Given request
Restate the data exactly as given and keep the pictures out.

Provided material

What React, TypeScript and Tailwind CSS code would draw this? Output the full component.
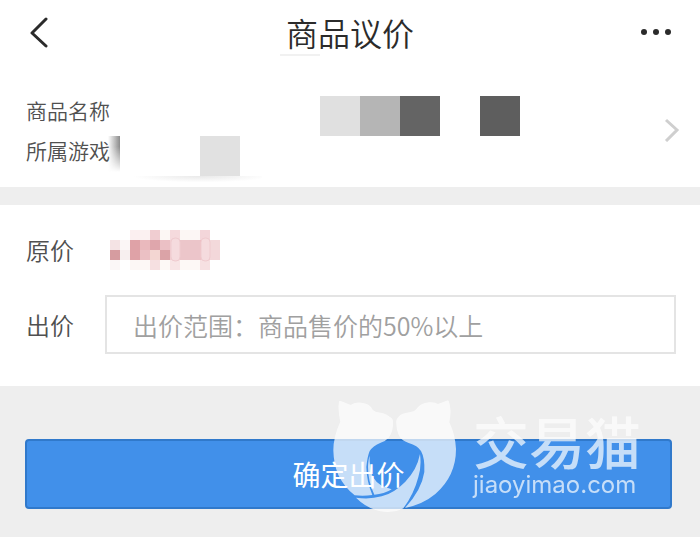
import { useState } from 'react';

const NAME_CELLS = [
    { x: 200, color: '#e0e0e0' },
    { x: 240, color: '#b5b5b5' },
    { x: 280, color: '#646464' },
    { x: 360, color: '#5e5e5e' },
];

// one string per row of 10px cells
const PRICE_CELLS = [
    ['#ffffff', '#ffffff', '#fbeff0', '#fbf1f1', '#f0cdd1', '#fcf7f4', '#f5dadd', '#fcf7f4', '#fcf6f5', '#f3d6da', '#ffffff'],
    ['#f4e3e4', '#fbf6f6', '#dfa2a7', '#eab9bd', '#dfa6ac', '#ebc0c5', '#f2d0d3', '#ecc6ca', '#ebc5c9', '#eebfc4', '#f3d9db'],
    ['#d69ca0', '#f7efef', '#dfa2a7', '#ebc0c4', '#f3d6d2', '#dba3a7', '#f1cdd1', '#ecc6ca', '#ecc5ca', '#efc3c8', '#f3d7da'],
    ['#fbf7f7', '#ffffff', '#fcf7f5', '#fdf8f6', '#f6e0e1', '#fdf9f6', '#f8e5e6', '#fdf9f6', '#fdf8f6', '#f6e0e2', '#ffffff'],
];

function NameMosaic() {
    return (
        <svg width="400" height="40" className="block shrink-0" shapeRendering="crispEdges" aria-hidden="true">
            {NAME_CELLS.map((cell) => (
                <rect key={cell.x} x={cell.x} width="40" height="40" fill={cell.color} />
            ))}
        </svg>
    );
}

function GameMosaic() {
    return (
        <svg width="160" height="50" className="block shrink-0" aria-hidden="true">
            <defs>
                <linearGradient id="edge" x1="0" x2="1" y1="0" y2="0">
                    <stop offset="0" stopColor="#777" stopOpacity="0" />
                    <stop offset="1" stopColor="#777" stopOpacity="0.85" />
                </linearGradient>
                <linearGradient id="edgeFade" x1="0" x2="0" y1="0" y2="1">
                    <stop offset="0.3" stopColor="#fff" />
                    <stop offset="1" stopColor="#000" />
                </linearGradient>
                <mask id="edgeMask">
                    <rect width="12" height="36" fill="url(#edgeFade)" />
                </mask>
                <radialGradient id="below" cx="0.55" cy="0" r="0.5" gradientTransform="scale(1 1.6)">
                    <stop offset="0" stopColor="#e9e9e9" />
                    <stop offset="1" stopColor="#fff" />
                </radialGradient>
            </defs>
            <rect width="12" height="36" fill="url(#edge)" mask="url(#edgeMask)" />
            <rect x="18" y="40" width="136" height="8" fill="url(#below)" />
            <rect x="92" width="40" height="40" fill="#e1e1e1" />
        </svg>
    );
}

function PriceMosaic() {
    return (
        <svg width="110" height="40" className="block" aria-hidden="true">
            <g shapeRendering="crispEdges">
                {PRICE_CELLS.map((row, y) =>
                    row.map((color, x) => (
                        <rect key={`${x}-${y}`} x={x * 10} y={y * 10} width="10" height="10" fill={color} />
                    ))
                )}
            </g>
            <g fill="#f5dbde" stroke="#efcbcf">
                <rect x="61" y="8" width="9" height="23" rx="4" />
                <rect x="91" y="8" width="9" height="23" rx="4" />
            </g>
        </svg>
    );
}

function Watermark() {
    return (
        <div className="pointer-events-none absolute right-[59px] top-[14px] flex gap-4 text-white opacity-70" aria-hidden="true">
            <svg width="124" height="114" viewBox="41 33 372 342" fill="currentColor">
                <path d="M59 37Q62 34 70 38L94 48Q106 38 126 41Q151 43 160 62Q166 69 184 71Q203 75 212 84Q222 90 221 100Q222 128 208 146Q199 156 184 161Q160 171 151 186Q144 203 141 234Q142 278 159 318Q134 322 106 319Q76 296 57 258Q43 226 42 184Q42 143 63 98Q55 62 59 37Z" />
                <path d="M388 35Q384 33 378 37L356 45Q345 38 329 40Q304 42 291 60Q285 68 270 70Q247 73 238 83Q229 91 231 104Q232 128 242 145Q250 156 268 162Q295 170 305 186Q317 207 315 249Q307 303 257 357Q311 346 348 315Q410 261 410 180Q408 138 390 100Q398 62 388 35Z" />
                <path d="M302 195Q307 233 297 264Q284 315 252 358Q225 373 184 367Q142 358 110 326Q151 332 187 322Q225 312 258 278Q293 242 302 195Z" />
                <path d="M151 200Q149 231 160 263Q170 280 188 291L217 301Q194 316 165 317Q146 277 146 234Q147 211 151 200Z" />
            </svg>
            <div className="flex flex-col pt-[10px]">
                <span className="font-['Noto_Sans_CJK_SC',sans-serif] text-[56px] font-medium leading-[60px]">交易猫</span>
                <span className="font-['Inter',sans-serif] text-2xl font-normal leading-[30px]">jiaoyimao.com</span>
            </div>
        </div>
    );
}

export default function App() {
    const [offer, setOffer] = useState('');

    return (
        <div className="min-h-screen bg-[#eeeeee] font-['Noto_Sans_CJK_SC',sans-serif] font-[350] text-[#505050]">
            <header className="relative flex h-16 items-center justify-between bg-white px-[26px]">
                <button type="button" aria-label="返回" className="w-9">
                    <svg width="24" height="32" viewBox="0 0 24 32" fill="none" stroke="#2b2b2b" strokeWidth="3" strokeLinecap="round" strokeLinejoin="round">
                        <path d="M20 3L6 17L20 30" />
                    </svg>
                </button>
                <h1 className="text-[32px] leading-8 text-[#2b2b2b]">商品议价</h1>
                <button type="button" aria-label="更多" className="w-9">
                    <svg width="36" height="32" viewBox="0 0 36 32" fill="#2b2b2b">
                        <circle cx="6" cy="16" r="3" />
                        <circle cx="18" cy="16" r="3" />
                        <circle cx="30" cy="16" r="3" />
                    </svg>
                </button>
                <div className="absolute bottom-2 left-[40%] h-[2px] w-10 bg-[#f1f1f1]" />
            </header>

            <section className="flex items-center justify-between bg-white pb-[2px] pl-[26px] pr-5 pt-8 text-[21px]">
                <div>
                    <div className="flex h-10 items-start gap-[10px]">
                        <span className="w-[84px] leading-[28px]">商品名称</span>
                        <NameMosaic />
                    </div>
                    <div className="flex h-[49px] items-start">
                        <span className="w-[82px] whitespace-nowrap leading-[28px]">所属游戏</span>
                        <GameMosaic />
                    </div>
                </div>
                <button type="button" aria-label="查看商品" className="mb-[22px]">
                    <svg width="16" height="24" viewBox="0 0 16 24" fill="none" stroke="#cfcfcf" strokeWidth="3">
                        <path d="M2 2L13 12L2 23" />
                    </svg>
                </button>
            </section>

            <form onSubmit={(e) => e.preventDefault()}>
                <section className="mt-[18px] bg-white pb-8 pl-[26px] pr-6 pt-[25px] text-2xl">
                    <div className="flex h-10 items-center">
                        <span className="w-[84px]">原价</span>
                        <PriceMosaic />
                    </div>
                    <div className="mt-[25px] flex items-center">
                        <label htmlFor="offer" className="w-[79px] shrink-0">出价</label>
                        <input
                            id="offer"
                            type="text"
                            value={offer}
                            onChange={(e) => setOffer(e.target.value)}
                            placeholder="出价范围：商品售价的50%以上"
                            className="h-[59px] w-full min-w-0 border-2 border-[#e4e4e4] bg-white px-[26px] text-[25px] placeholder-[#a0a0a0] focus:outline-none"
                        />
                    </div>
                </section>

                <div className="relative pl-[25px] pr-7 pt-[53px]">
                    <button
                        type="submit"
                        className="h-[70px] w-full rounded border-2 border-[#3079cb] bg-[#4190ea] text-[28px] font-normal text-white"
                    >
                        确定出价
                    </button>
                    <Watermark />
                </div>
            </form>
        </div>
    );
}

Written answer
What React, TypeScript and Tailwind CSS code would draw this? Output the full component.
import { useState } from 'react';

const NAME_CELLS = [
    { x: 200, color: '#e0e0e0' },
    { x: 240, color: '#b5b5b5' },
    { x: 280, color: '#646464' },
    { x: 360, color: '#5e5e5e' },
];

// one string per row of 10px cells
const PRICE_CELLS = [
    ['#ffffff', '#ffffff', '#fbeff0', '#fbf1f1', '#f0cdd1', '#fcf7f4', '#f5dadd', '#fcf7f4', '#fcf6f5', '#f3d6da', '#ffffff'],
    ['#f4e3e4', '#fbf6f6', '#dfa2a7', '#eab9bd', '#dfa6ac', '#ebc0c5', '#f2d0d3', '#ecc6ca', '#ebc5c9', '#eebfc4', '#f3d9db'],
    ['#d69ca0', '#f7efef', '#dfa2a7', '#ebc0c4', '#f3d6d2', '#dba3a7', '#f1cdd1', '#ecc6ca', '#ecc5ca', '#efc3c8', '#f3d7da'],
    ['#fbf7f7', '#ffffff', '#fcf7f5', '#fdf8f6', '#f6e0e1', '#fdf9f6', '#f8e5e6', '#fdf9f6', '#fdf8f6', '#f6e0e2', '#ffffff'],
];

function NameMosaic() {
    return (
        <svg width="400" height="40" className="block shrink-0" shapeRendering="crispEdges" aria-hidden="true">
            {NAME_CELLS.map((cell) => (
                <rect key={cell.x} x={cell.x} width="40" height="40" fill={cell.color} />
            ))}
        </svg>
    );
}

function GameMosaic() {
    return (
        <svg width="160" height="50" className="block shrink-0" aria-hidden="true">
            <defs>
                <linearGradient id="edge" x1="0" x2="1" y1="0" y2="0">
                    <stop offset="0" stopColor="#777" stopOpacity="0" />
                    <stop offset="1" stopColor="#777" stopOpacity="0.85" />
                </linearGradient>
                <linearGradient id="edgeFade" x1="0" x2="0" y1="0" y2="1">
                    <stop offset="0.3" stopColor="#fff" />
                    <stop offset="1" stopColor="#000" />
                </linearGradient>
                <mask id="edgeMask">
                    <rect width="12" height="36" fill="url(#edgeFade)" />
                </mask>
                <radialGradient id="below" cx="0.55" cy="0" r="0.5" gradientTransform="scale(1 1.6)">
                    <stop offset="0" stopColor="#e9e9e9" />
                    <stop offset="1" stopColor="#fff" />
                </radialGradient>
            </defs>
            <rect width="12" height="36" fill="url(#edge)" mask="url(#edgeMask)" />
            <rect x="18" y="40" width="136" height="8" fill="url(#below)" />
            <rect x="92" width="40" height="40" fill="#e1e1e1" />
        </svg>
    );
}

function PriceMosaic() {
    return (
        <svg width="110" height="40" className="block" aria-hidden="true">
            <g shapeRendering="crispEdges">
                {PRICE_CELLS.map((row, y) =>
                    row.map((color, x) => (
                        <rect key={`${x}-${y}`} x={x * 10} y={y * 10} width="10" height="10" fill={color} />
                    ))
                )}
            </g>
            <g fill="#f5dbde" stroke="#efcbcf">
                <rect x="61" y="8" width="9" height="23" rx="4" />
                <rect x="91" y="8" width="9" height="23" rx="4" />
            </g>
        </svg>
    );
}

function Watermark() {
    return (
        <div className="pointer-events-none absolute right-[59px] top-[14px] flex gap-4 text-white opacity-70" aria-hidden="true">
            <svg width="124" height="114" viewBox="41 33 372 342" fill="currentColor">
                <path d="M59 37Q62 34 70 38L94 48Q106 38 126 41Q151 43 160 62Q166 69 184 71Q203 75 212 84Q222 90 221 100Q222 128 208 146Q199 156 184 161Q160 171 151 186Q144 203 141 234Q142 278 159 318Q134 322 106 319Q76 296 57 258Q43 226 42 184Q42 143 63 98Q55 62 59 37Z" />
                <path d="M388 35Q384 33 378 37L356 45Q345 38 329 40Q304 42 291 60Q285 68 270 70Q247 73 238 83Q229 91 231 104Q232 128 242 145Q250 156 268 162Q295 170 305 186Q317 207 315 249Q307 303 257 357Q311 346 348 315Q410 261 410 180Q408 138 390 100Q398 62 388 35Z" />
                <path d="M302 195Q307 233 297 264Q284 315 252 358Q225 373 184 367Q142 358 110 326Q151 332 187 322Q225 312 258 278Q293 242 302 195Z" />
                <path d="M151 200Q149 231 160 263Q170 280 188 291L217 301Q194 316 165 317Q146 277 146 234Q147 211 151 200Z" />
            </svg>
            <div className="flex flex-col pt-[10px]">
                <span className="font-['Noto_Sans_CJK_SC',sans-serif] text-[56px] font-medium leading-[60px]">交易猫</span>
                <span className="font-['Inter',sans-serif] text-2xl font-normal leading-[30px]">jiaoyimao.com</span>
            </div>
        </div>
    );
}

export default function App() {
    const [offer, setOffer] = useState('');

    return (
        <div className="min-h-screen bg-[#eeeeee] font-['Noto_Sans_CJK_SC',sans-serif] font-[350] text-[#505050]">
            <header className="relative flex h-16 items-center justify-between bg-white px-[26px]">
                <button type="button" aria-label="返回" className="w-9">
                    <svg width="24" height="32" viewBox="0 0 24 32" fill="none" stroke="#2b2b2b" strokeWidth="3" strokeLinecap="round" strokeLinejoin="round">
                        <path d="M20 3L6 17L20 30" />
                    </svg>
                </button>
                <h1 className="text-[32px] leading-8 text-[#2b2b2b]">商品议价</h1>
                <button type="button" aria-label="更多" className="w-9">
                    <svg width="36" height="32" viewBox="0 0 36 32" fill="#2b2b2b">
                        <circle cx="6" cy="16" r="3" />
                        <circle cx="18" cy="16" r="3" />
                        <circle cx="30" cy="16" r="3" />
                    </svg>
                </button>
                <div className="absolute bottom-2 left-[40%] h-[2px] w-10 bg-[#f1f1f1]" />
            </header>

            <section className="flex items-center justify-between bg-white pb-[2px] pl-[26px] pr-5 pt-8 text-[21px]">
                <div>
                    <div className="flex h-10 items-start gap-[10px]">
                        <span className="w-[84px] leading-[28px]">商品名称</span>
                        <NameMosaic />
                    </div>
                    <div className="flex h-[49px] items-start">
                        <span className="w-[82px] whitespace-nowrap leading-[28px]">所属游戏</span>
                        <GameMosaic />
                    </div>
                </div>
                <button type="button" aria-label="查看商品" className="mb-[22px]">
                    <svg width="16" height="24" viewBox="0 0 16 24" fill="none" stroke="#cfcfcf" strokeWidth="3">
                        <path d="M2 2L13 12L2 23" />
                    </svg>
                </button>
            </section>

            <form onSubmit={(e) => e.preventDefault()}>
                <section className="mt-[18px] bg-white pb-8 pl-[26px] pr-6 pt-[25px] text-2xl">
                    <div className="flex h-10 items-center">
                        <span className="w-[84px]">原价</span>
                        <PriceMosaic />
                    </div>
                    <div className="mt-[25px] flex items-center">
                        <label htmlFor="offer" className="w-[79px] shrink-0">出价</label>
                        <input
                            id="offer"
                            type="text"
                            value={offer}
                            onChange={(e) => setOffer(e.target.value)}
                            placeholder="出价范围：商品售价的50%以上"
                            className="h-[59px] w-full min-w-0 border-2 border-[#e4e4e4] bg-white px-[26px] text-[25px] placeholder-[#a0a0a0] focus:outline-none"
                        />
                    </div>
                </section>

                <div className="relative pl-[25px] pr-7 pt-[53px]">
                    <button
                        type="submit"
                        className="h-[70px] w-full rounded border-2 border-[#3079cb] bg-[#4190ea] text-[28px] font-normal text-white"
                    >
                        确定出价
                    </button>
                    <Watermark />
                </div>
            </form>
        </div>
    );
}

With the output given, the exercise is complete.